Earlier this year, Wiki teamed up with Brooklyn’s Your Old Droog for the collaborative EP What Happened To Fire? Droog is an interesting case. When he first emerged a few years ago, he was a flickering, mysterious presence, an online name without a face attached. For a little while, people were theorizing that it was really Nas rapping under a pseudonym. The truth was a whole lot less interesting; he’s really a goofy white guy with a big beard who merely sounds a lot like Nas. And on Packs, the album he released a few months ago, Droog steers right into that, rapping about being broke and bumming cigarettes and playing outdated video games: “Most importantly for me, I ain’t no dummy / When I’m worth a billi, I’ll still be dressing bummy.” Droog’s not a true scumbag; there’s a whole song about the ethics of being a white guy operating in a culturally black genre. But Droog is at his best rapping over clattering, fuzzy beats about watching the sunset over D train tracks. He’s a word-drunk dreamer with dust in his pockets, and he’s worth your attention.

Mr. Muthafuckin’ eXquire first came to prominence with a song about drunk driving on a Wednesday; he was the perfect dirtbag. That song earned eXquire a major-label contract even though he had the word “muthafuckin'” in his name, but pretty soon, he grew uncomfortable with the character he was portraying: “I’d be onstage and I’d feel like a parody. I think I went through my Dave Chappelle moment, where I was like, ‘I don’t know if they’re laughing with me or they’re laughing at me.'” He seems to be OK with it now. Last month, eXquire released Brainiac, an EP that includes a song called “40 Oz. At The Met Gala.” EXquire’s found ways to merge his old self and his new one. On Brainiac, he’s a bit more reflective than he used to be, and he’s also happy to come up with goofy stoner humor, like the bit on the opening track where he gets into an argument with his own brain. But he’s still here to reassure us: “I like wildin’, I like violence, nigga, that’s my kinda shit.” He’s at his best when he’s giving the world ridiculous, oddly specific shit-talk: “I hate a fake nigga like I hate a tame bitch, the smell of cigarettes, and raw onions on my sandwich.”

Action Bronson’s not quite on the same underground level as Wiki or Droog or eXquire, though he did come from that world. These days, he’s a celebrity with enough juice that Viceland is happy to greenlight a TV show where he and his friends get stoned and watch TV shows about aliens. On his new album Blue Chips 7000, Bronson has a track with Rick Ross, another rapper with a big beard and a prodigious appetite, albeit one who has absolutely nothing else in common with Bronson. (The biggest guest stars that Wiki and Droog can command for their albums are, respectively, Ghostface Killah and Danny Brown.) But Blue Chips 7000 is still an admirably dusty, grimy album. Bronson chooses beats that crackle with noise and chaos, and he’s still more likely to rap about suplexing a motherfucker through a salad bar than he is to rap about diamonds. These days, Bronson represents another quintessential New York type: the loud, funny asshole who inexplicably hit it big and now gets to brag about jet skis and lobster tails. This asshole was, mind you, also talking about those things when he was broke, but now you sort of have to believe him.
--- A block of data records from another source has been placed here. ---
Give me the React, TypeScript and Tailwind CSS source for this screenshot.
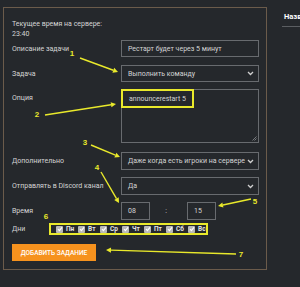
import React from "react";

const yellow = "#e9e92b";

function Chevron() {
  return (
    <svg width="7" height="5" viewBox="0 0 7 5" className="shrink-0">
      <path d="M1 1 L3.5 3.5 L6 1" stroke="#cfcfcf" strokeWidth="1.3" fill="none" />
    </svg>
  );
}

function Select(props: { value: string }) {
  return (
    <div className="flex h-[18px] w-[138px] items-center justify-between border border-[#686b6f] pl-[6px] pr-[4px]">
      <span className="whitespace-nowrap">{props.value}</span>
      <Chevron />
    </div>
  );
}

function Row(props: { label: string; children: React.ReactNode; className?: string }) {
  return (
    <div className={"flex items-center " + (props.className || "")}>
      <div className="w-[109px] shrink-0 whitespace-nowrap">{props.label}</div>
      {props.children}
    </div>
  );
}

function Check() {
  return (
    <span className="flex h-[7px] w-[7px] shrink-0 items-center justify-center rounded-[1px] bg-[#b9b9b9]">
      <svg width="6" height="6" viewBox="0 0 6 6">
        <path d="M1 3.2 L2.4 4.6 L5 1.4" stroke="#ffffff" strokeWidth="1.1" fill="none" />
      </svg>
    </span>
  );
}

function Arrow(props: { x1: number; y1: number; x2: number; y2: number }) {
  const { x1, y1, x2, y2 } = props;
  const a = Math.atan2(y2 - y1, x2 - x1);
  const len = 5;
  const w = 2.6;
  const bx = x2 - len * Math.cos(a);
  const by = y2 - len * Math.sin(a);
  const px = -Math.sin(a) * w;
  const py = Math.cos(a) * w;
  return (
    <g>
      <line x1={x1} y1={y1} x2={bx} y2={by} stroke={yellow} strokeWidth="1.4" />
      <polygon points={`${x2},${y2} ${bx + px},${by + py} ${bx - px},${by - py}`} fill={yellow} />
    </g>
  );
}

export default function App() {
  const days = ["Пн", "Вт", "Ср", "Чт", "Пт", "Сб", "Вс"];
  const nums: [string, number, number][] = [
    ["1", 72, 56],
    ["2", 37, 117],
    ["3", 85, 145],
    ["4", 97, 170],
    ["5", 255, 204],
    ["6", 46, 219],
    ["7", 241, 257],
  ];

  return (
    <div className="relative flex h-[287px] w-[300px] overflow-hidden bg-[#25282c] font-['Roboto','Liberation_Sans',Arial,sans-serif] text-[7px] leading-[10px] text-[#d4d4d4]">
      <div className="ml-[3px] mt-[7px] h-[263px] w-[264px] shrink-0 border border-[#6b5b4b] pl-[8px] pr-[7px] pt-[11px]">
        <div>Текущее время на сервере:</div>
        <div>23:40</div>

        <Row label="Описание задачи" className="mt-[1px]">
          <div className="flex h-[17px] w-[138px] items-center whitespace-nowrap border border-[#686b6f] pl-[6px]">
            Рестарт будет через 5 минут
          </div>
        </Row>

        <Row label="Задача" className="mt-[8px]">
          <div className="flex h-[17px] w-[138px] items-center justify-between border border-[#686b6f] pl-[6px] pr-[4px]">
            <span>Выполнить команду</span>
            <Chevron />
          </div>
        </Row>

        <div className="mt-[7px] flex">
          <div className="w-[109px] shrink-0 pt-[4px]">Опция</div>
          <div className="relative h-[54px] w-[138px] border border-[#686b6f]">
            <div
              className="absolute left-[-1px] top-[-1px] flex h-[19px] w-[73px] items-center whitespace-nowrap border-2 pl-[6px]"
              style={{ borderColor: yellow }}
            >
              announcerestart 5
            </div>
            <svg width="5" height="5" viewBox="0 0 5 5" className="absolute bottom-[1px] right-[1px]">
              <path d="M0.5 4.5 L4.5 0.5 M2.5 4.5 L4.5 2.5" stroke="#8a8d91" strokeWidth="0.8" />
            </svg>
          </div>
        </div>

        <Row label="Дополнительно" className="mt-[9px]">
          <Select value="Даже когда есть игроки на сервере" />
        </Row>

        <Row label="Отправлять в Discord канал" className="mt-[7px]">
          <Select value="Да" />
        </Row>

        <Row label="Время" className="mt-[7px]">
          <div className="flex items-center">
            <div className="flex h-[18px] w-[29px] items-center border border-[#686b6f] pl-[6px]">08</div>
            <div className="w-[37px] pr-[5px] text-center">:</div>
            <div className="flex h-[18px] w-[29px] items-center border border-[#686b6f] pl-[6px]">15</div>
          </div>
        </Row>

        <div className="mt-[3px] flex items-center">
          <div className="w-[37px] shrink-0">Дни</div>
          <div className="flex h-[12px] w-[159px] items-center border-2 pl-[5px]" style={{ borderColor: yellow }}>
            {days.map((d) => (
              <div key={d} className="flex w-[22px] shrink-0 items-center">
                <Check />
                <span className="ml-[3px] text-[6.5px] font-bold text-[#e6e6e6]">{d}</span>
              </div>
            ))}
          </div>
        </div>

        <button className="mt-[9px] flex h-[17px] w-[84px] items-center justify-center bg-[#f6921e] text-[6.5px] font-medium text-white uppercase">
          Добавить задание
        </button>
      </div>

      <div className="ml-[15px] mt-[8px] flex-1">
        <div className="border-b border-[#5b5e62] pb-[4px] pl-[2px] pt-[4px] text-[7.5px] font-bold whitespace-nowrap text-white">
          Название
        </div>
      </div>

      <svg width="300" height="287" className="pointer-events-none absolute left-0 top-0">
        <Arrow x1={80} y1={58} x2={118} y2={72} />
        <Arrow x1={45} y1={115} x2={116} y2={104} />
        <Arrow x1={91} y1={145} x2={120} y2={157} />
        <Arrow x1={101} y1={172} x2={119} y2={203} />
        <Arrow x1={251} y1={199} x2={218} y2={206} />
        <Arrow x1={236} y1={254} x2={106} y2={250} />
        {nums.map(([n, x, y]) => (
          <text key={n} x={x} y={y} fill={yellow} fontSize="8" fontWeight="bold" textAnchor="middle" fontFamily="Liberation Sans, Arial, sans-serif">
            {n}
          </text>
        ))}
      </svg>
    </div>
  );
}
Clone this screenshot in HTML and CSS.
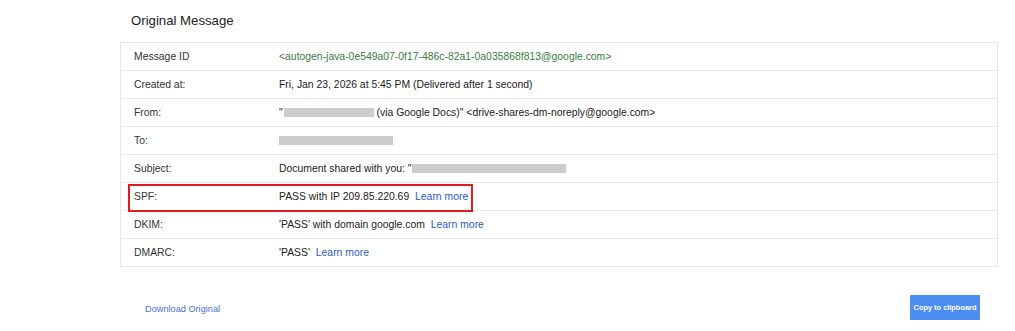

Rappers like these show the New York that I recognize a lot better than A$AP Mob’s slick player talk. They help convey and embody a baffling, roiling city, a maddening maw of chattering voices where everyone is living on top of everyone else. Plenty of them are white, but they don’t have that nattering, eager-to-please energy that so many white rappers, from New York or elsewhere, display. Instead, they help show a version of New York where everyone has at least one immigrant parent, where the boroughs are just collections of tiny, far-flung towns. Wiki is Irish and Puerto Rican and from lower Manhattan. Droog is Ukrainian and from Coney Island. EXquire is Jamaican and from Crown Heights. Bronson is Albanian and from Flushing. They’re all scrambling to get ahead, and they’re all talking a lot of shit while they do it. They’re a loud, brash, funny bunch of motherfuckers. None of their new records are classics, but all of them show a version of New York that’s fun to think about.

FURIOUS FIVE

1. Fergie – “You Already Know” (Feat. Nicki Minaj)
Fergie’s new single is built around an “It Takes Two” sample, and there’s also an interpolation of “Warm It Up, Kane” in there. Fergie: bringing back that real hip-hop! This song is an absolute delight, and it also works as proof that Fergie is, as of August 2017, a better rapper than A$AP Ferg.

2. E-40 – “Straight Out The Dirt” (Feat. Yo Gotti & Youngboy Never Broke Again)
A quarter-century in, and the moment when E-40 goes from chanting to fast-rapping remains thrilling. The trio of rappers on this song is a pretty unlikely one, but they all go in, and the song sticks to your ribs.

3. Pouya & Ghostemane – “2000 Rounds”
Grimy, gothic South Florida SoundCloud rap can be a smeary, ugly miss, but when it hits, it hits.

4. Maxo Kream – “5200”
As flood waters cover Houston, Houston’s hungriest underground rapper is rapping hard about working every possible angle to get a few bucks. This feels oddly poetic.

5. Wu-Tang Clan – “People Say” (Feat. Redman)
If Wu-Tang are going to continue to make new music in 2017, I don’t need them to make something on the level of “Triumph” every few months. All I need is a solidly grisly, guttural posse cut every once in a while. That is this. This is that. Also, Inspectah Deck is wearing the Infinity Gauntlet in the cover art, and that gets extra points.